##### SUPPLIED MATERIAL #####

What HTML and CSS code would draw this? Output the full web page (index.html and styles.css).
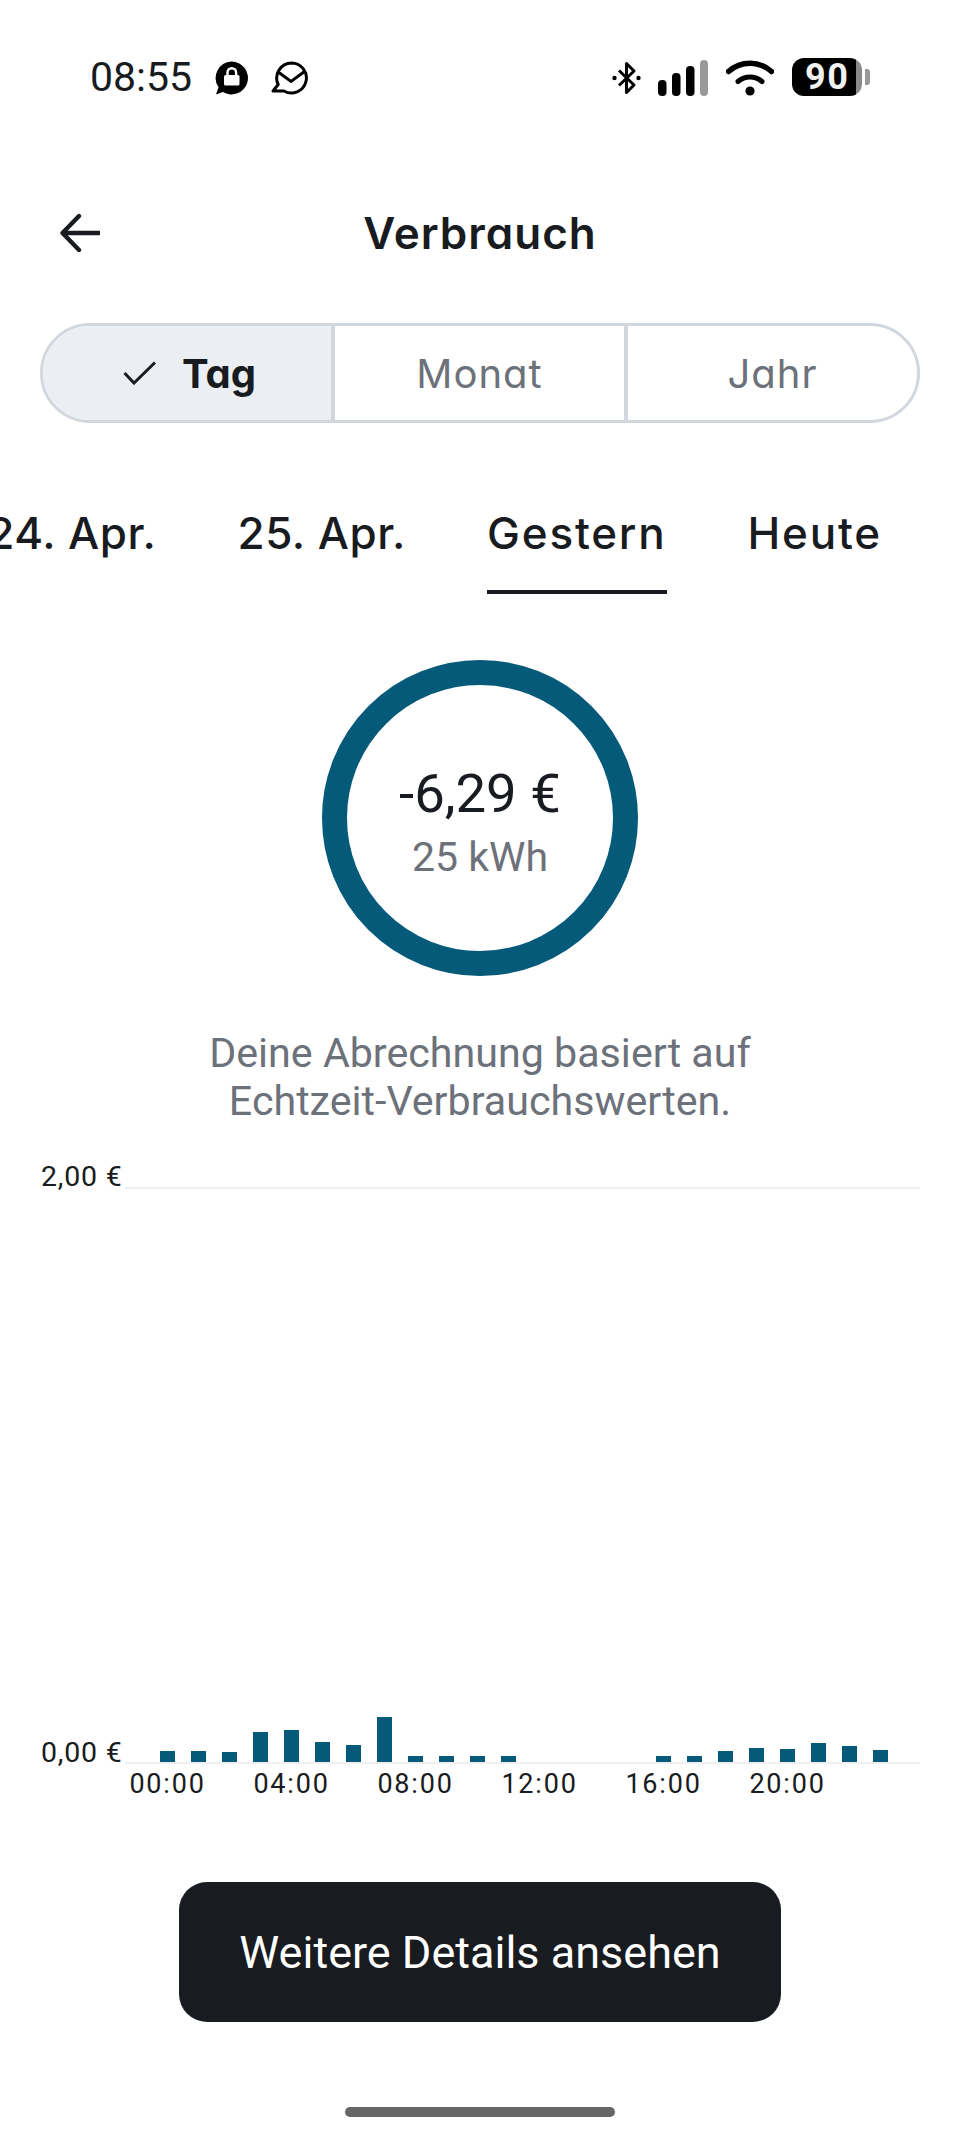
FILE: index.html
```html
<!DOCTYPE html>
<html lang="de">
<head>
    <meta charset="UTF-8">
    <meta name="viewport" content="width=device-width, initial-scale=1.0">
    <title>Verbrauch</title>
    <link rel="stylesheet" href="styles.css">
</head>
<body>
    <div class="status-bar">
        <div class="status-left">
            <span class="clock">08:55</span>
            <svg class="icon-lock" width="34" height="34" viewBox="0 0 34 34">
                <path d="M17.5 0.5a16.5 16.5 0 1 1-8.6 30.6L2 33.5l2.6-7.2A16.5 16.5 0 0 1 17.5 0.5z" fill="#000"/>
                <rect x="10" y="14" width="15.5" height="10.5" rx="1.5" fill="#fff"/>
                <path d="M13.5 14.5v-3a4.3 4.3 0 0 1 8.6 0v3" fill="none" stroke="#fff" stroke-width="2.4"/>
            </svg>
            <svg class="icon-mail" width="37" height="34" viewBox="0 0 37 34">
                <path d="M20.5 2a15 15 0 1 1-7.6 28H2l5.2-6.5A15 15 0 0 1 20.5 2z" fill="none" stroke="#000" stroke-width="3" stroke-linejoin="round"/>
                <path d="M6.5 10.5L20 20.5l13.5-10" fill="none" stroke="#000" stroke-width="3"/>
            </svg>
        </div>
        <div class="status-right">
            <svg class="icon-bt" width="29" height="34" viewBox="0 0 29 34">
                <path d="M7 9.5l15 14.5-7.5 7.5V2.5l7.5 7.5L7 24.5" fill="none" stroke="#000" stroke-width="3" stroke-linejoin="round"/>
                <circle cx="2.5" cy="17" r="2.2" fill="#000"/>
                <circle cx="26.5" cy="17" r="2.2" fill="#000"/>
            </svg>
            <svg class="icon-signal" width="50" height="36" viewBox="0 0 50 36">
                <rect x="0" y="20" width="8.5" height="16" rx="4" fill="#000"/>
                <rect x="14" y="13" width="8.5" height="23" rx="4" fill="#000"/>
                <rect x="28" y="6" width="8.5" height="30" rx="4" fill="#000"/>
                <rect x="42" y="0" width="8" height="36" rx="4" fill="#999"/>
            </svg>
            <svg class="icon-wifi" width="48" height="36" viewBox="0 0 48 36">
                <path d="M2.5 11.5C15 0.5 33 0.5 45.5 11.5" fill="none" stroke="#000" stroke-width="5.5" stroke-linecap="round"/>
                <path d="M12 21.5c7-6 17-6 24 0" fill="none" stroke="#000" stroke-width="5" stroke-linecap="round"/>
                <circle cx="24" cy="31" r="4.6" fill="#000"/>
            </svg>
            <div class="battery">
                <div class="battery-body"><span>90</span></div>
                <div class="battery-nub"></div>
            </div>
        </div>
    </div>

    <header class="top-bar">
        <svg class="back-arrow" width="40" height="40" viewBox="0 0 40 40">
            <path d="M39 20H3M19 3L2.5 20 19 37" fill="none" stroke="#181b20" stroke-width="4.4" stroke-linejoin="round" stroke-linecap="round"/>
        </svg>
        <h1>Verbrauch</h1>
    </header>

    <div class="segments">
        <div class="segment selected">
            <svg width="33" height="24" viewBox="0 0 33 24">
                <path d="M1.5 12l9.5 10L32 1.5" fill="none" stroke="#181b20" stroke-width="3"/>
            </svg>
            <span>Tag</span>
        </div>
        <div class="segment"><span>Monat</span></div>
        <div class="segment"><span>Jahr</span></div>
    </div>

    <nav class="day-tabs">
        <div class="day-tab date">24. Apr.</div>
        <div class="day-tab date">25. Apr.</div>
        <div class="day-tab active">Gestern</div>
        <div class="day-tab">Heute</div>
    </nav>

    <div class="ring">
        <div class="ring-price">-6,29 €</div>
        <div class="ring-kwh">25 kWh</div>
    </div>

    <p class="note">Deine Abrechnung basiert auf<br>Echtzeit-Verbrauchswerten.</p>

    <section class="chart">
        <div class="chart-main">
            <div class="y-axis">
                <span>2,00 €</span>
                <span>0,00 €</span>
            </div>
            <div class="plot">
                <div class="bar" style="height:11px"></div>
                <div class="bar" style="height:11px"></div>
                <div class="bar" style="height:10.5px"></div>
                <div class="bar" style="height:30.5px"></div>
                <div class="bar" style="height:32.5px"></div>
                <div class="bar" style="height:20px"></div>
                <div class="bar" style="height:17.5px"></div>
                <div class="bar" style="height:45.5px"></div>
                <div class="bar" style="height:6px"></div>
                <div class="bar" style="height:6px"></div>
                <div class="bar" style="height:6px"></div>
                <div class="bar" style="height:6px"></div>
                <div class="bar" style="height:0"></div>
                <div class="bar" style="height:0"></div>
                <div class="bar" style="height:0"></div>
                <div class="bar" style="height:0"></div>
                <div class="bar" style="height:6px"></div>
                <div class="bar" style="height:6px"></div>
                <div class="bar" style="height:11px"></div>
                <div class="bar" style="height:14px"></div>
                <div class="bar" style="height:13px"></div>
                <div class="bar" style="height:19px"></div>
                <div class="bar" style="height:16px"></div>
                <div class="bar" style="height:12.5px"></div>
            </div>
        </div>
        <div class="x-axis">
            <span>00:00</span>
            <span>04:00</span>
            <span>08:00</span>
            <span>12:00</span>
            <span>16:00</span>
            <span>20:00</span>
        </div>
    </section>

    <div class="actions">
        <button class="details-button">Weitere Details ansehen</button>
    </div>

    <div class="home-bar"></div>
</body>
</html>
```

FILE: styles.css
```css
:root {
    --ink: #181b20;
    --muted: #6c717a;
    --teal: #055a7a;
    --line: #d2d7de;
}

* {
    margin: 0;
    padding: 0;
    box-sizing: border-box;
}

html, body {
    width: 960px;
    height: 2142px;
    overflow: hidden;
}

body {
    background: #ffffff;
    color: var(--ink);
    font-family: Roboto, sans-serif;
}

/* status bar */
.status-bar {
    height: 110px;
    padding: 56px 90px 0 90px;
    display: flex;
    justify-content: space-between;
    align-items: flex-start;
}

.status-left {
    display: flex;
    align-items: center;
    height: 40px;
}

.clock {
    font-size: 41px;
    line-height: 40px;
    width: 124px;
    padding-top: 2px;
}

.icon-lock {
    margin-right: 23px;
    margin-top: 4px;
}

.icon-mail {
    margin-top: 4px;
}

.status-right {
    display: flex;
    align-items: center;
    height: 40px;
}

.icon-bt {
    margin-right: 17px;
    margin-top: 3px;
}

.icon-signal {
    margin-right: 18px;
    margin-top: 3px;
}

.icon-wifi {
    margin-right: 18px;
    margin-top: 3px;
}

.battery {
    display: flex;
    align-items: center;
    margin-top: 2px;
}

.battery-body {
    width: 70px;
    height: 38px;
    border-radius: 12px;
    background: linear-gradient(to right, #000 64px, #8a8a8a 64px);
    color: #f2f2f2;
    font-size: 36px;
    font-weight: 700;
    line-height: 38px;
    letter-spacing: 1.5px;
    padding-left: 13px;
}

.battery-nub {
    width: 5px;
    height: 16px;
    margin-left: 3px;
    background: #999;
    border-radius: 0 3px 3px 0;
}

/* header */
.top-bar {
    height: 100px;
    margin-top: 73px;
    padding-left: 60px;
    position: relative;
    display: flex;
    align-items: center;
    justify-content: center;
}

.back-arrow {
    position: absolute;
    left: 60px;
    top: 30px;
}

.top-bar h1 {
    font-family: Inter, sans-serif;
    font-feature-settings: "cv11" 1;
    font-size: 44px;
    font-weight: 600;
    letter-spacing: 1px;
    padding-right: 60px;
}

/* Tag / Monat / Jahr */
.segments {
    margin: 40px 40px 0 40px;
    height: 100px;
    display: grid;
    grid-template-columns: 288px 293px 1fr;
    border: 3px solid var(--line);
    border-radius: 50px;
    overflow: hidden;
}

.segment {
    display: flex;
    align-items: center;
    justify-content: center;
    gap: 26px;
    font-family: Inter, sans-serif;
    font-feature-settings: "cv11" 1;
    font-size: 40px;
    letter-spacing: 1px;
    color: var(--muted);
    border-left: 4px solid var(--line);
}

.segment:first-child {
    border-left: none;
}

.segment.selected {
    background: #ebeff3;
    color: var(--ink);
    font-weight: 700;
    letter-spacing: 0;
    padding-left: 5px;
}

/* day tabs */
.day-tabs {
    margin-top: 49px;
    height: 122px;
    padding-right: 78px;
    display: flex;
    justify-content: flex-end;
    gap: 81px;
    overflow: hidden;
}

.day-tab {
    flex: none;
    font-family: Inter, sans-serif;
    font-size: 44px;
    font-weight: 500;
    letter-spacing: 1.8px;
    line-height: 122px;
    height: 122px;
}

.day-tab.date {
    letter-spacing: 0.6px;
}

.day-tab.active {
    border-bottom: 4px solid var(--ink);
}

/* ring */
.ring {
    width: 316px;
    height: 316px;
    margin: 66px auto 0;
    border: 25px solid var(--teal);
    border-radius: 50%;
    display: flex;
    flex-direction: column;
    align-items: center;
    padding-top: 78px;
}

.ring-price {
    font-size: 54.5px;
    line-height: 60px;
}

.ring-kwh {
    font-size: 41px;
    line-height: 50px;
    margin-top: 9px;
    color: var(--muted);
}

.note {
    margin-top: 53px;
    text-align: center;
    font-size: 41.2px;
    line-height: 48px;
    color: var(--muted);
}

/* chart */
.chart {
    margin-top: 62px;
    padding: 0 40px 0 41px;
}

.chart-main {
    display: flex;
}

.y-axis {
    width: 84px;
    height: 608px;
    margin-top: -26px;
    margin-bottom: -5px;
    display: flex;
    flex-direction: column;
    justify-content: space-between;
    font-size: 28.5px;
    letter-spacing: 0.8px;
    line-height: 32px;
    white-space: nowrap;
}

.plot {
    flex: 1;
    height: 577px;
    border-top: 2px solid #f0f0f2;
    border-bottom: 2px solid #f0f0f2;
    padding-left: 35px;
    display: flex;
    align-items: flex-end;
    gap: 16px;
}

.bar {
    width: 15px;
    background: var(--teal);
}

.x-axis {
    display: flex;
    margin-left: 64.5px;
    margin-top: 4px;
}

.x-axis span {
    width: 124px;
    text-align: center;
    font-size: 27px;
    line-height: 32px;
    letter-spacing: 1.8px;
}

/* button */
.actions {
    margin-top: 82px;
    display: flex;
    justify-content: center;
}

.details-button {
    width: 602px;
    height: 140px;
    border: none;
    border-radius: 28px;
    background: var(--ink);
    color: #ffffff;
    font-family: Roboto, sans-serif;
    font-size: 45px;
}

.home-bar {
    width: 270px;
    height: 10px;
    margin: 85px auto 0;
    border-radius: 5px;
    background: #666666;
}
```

#####

Display every line of the listing that contains the string "styles".

What HTML and CSS code would draw this? Output the full web page (index.html and styles.css).
    <link rel="stylesheet" href="styles.css">
FILE: styles.css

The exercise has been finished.